La Unesco destaca dos valores del proyecto. Uno es su interculturalidad. No solo porque Niemeyer llevase a Oriente Próximo los conceptos que había desarrollado en su país natal, sino también por cómo trabajó con ingenieros y contratistas libaneses, y dejó huella en una nueva generación de arquitectos locales, como Joseph Philippe Karam o Maurice Hindieh. Igual que la creación desde cero de Brasilia buscaba mitigar el peso del sudeste (Río de Janeiro y São Paulo), la elección de Trípoli buscaba reequilibrar el auge de Beirut.
El otro, su papel de testimonio de los procesos de modernización que vivía entonces el mundo árabe, con Argelia recién independizada, Irak dando sus primeros pasos sin monarquía y Naser en pleno auge en Egipto tras la crisis del Canal de Suez. Tras décadas de sometimiento colonial europeo, la arquitectura les permitía transmitir visualmente su deseo de autoafirmación y de integración en el mundo. De la misma época son los recintos feriales de Bagdad o Damasco.
La feria de Trípoli forma, de hecho, una especie de dúo con la universidad de Constantine, en el noreste de Argelia, que Niemeyer diseñó entre 1969 y 1972, explica Rodrigo Queiroz, que ha estudiado la obra del artista y es profesor de Arquitectura de la Universidad de São Paulo (USP). “Se caracteriza por los grandes espacios abiertos. Es una arquitectura muy elemental. Una gran plaza pública, siguiendo su visión de arquitecto comunista de que había que liberar espacio para el pueblo, y un pabellón con una estructura leve, esbelta”, detalla Queiroz, que ha seguido de cerca los esfuerzos para restaurar el Rachid Karami.
Los años más activos de Niemeyer en el extranjero coinciden en buena medida con una de las etapas más oscuras de Brasil, la dictadura militar (1964-1985). Queiroz explica que el arquitecto —militante comunista— era para entonces un profesional reconocido fuera que había participado en el equipo internacional que diseñó la sede de Naciones Unidas en Nueva York. Atesoraba vasta experiencia y se había consagrado en su patria con Brasilia.
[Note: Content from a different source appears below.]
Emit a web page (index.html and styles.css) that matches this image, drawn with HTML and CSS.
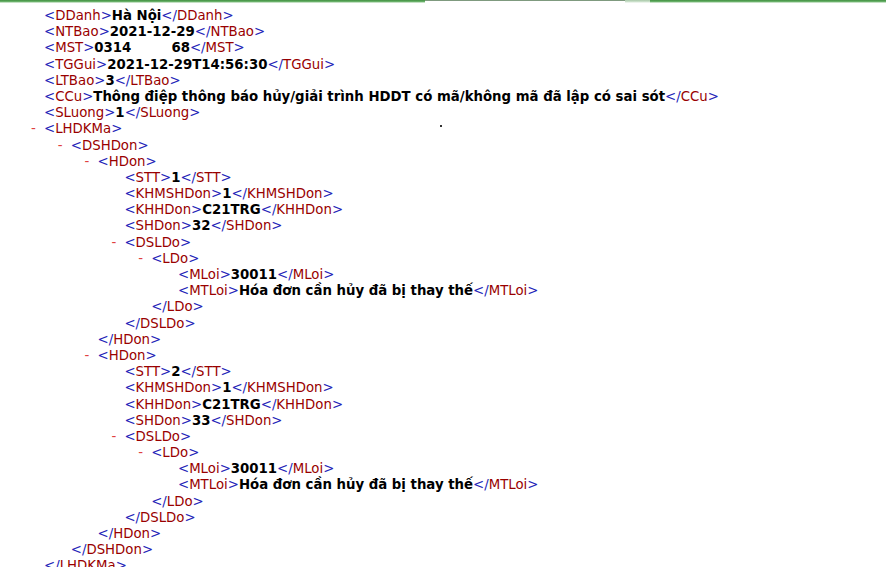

París fue su base durante aquella quincena de años. En Europa encontró calidad en la construcción y el diseño, la oportunidad de hacer obras con buena manufactura y presupuestos generosos, sostiene el profesor de la Universidad de São Paulo. Y lo que él aportó a sus colegas europeos fue la experiencia de cálculo de los ingenieros brasileños. Sus obras más conocidas de esta etapa son la sede del Partido Comunista Francés, en París, y la de la editorial italiana Mondadori, en Milán.